At the same time, military
officials here have never been pleased that Israel receives more technologically
advanced weaponry than Egypt does. To entice Israel to sign a peace agreement,
Washington promised to ensure Jerusalem would have a qualitative edge over
Egypt. While Egypt’s air force is packed with F-16 fighter planes, Israel has
the more sophisticated F-15.
“The aid does not keep us on par with
Israel,” Karim Yahya, a journalist with Egypt’s largest newspaper,
Al-Ahram,
told
The Media Line. “Israel is the first priority for American policy, not
Egypt.”
Though Washington politicians perceive the assistance as a sign
of American benevolence that should buy it some foreign policy influence,
Egyptian leaders view it as an entitlement. “(Former) President (Hosni) Mubarak
and military leaders view our military assistance… as “untouchable compensation”
for making and maintaining peace with Israel,” American Ambassador to Egypt
Margaret Scobey wrote in a 2009 diplomatic cable released by Wikileaks. This
view is not confined to Egypt’s officer class. “Many Egyptians view American aid
as a right,” Bashir Abd al-Fatah, a researcher at the Al-Ahram Center for
Political and Strategic Studies told
The Media Line.Nevertheless, some
Egyptians would like to dispense with the aid all together, believing that only
a narrow clique of senior military officers benefit from it. These people point
to American-funded projects such as the International Medical Center hospital
facility as indicative of the corruption American aid has sown. Billed as an
in-patient complex to treat soldiers, the military transformed it into a
commercial enterprise that ministered to paying civilians. “Corrupt generals
benefit from these projects,” says Yahya. “The average Egyptian does not.
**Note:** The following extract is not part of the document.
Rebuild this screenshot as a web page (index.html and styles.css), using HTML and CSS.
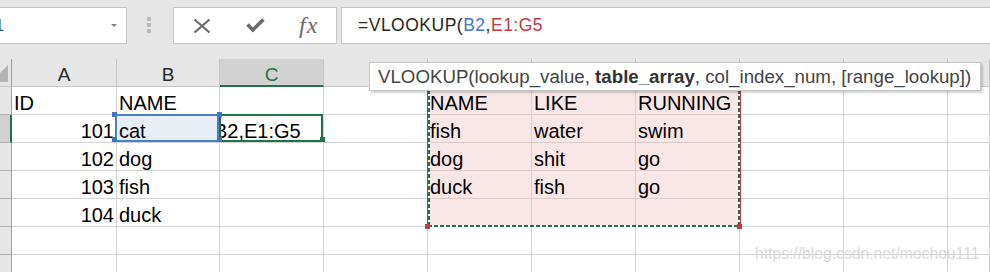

There
is a whole industry in this country that uses the aid to enrich some people
while the population suffers.”
As a result, American talk of reducing aid
or even eliminating it does not scare Egyptians. “There is a big exaggeration
about need for this aid. Who benefits?” asks Yahya. According to Ambassador
Scobey’ cable, Washington is at the front of the line. “The US military enjoys
priority access to the Suez Canal and Egyptian airspace” in exchange for
American assistance, she wrote. Others note how Cairo helps Washington in quiet
ways even as it overtly criticizes America’s regional initiatives. During the US
occupation of Iraq, which Mubarak opposed, Cairo allowed American jets returning
from Baghdad to refuel at Egyptian airbases.
In the wake of the Egyptian
revolution, which has increased anti-American sentiment, think tank analysts
such as the Washington Institute for Near East Policy’s Eric Trager and the
Brookings Institution’s Shadi Hamid have advocated eliminating the aid. But the
view from shiny Washington office suites and marble houses in Qatar looks very
different than from the squalid slums of Cairo. The principal loser of such a
gambit would be America and its Egyptian friends. Local analysts say Washington
would lose its remaining leverage with the new Egyptian government headed by
Mohammed Morsy.
That could jeopardize the fiscal viability of its defense
contractors who benefit from Cairo’s military purchases and transform the
US-Egyptian relationship into the litmus test by which post-Mubarak politicians
are judged.
“Egyptians are still feeling their way around the
revolution,” Saeed Okasha, a researcher at the al-Ahram Center for Political and
Strategic Studies told
The Media Line. “They still don’t know what their views
toward America are. They genuinely like (President Barack) Obama. But if America
starts to play with the aid, it will only backfire and place it on center
stage.” And with a new government beholden to its electorate rather than to
Washington, any move to tamper with the aid could irreparably damage bilateral
ties rather than coerce Egypt into line.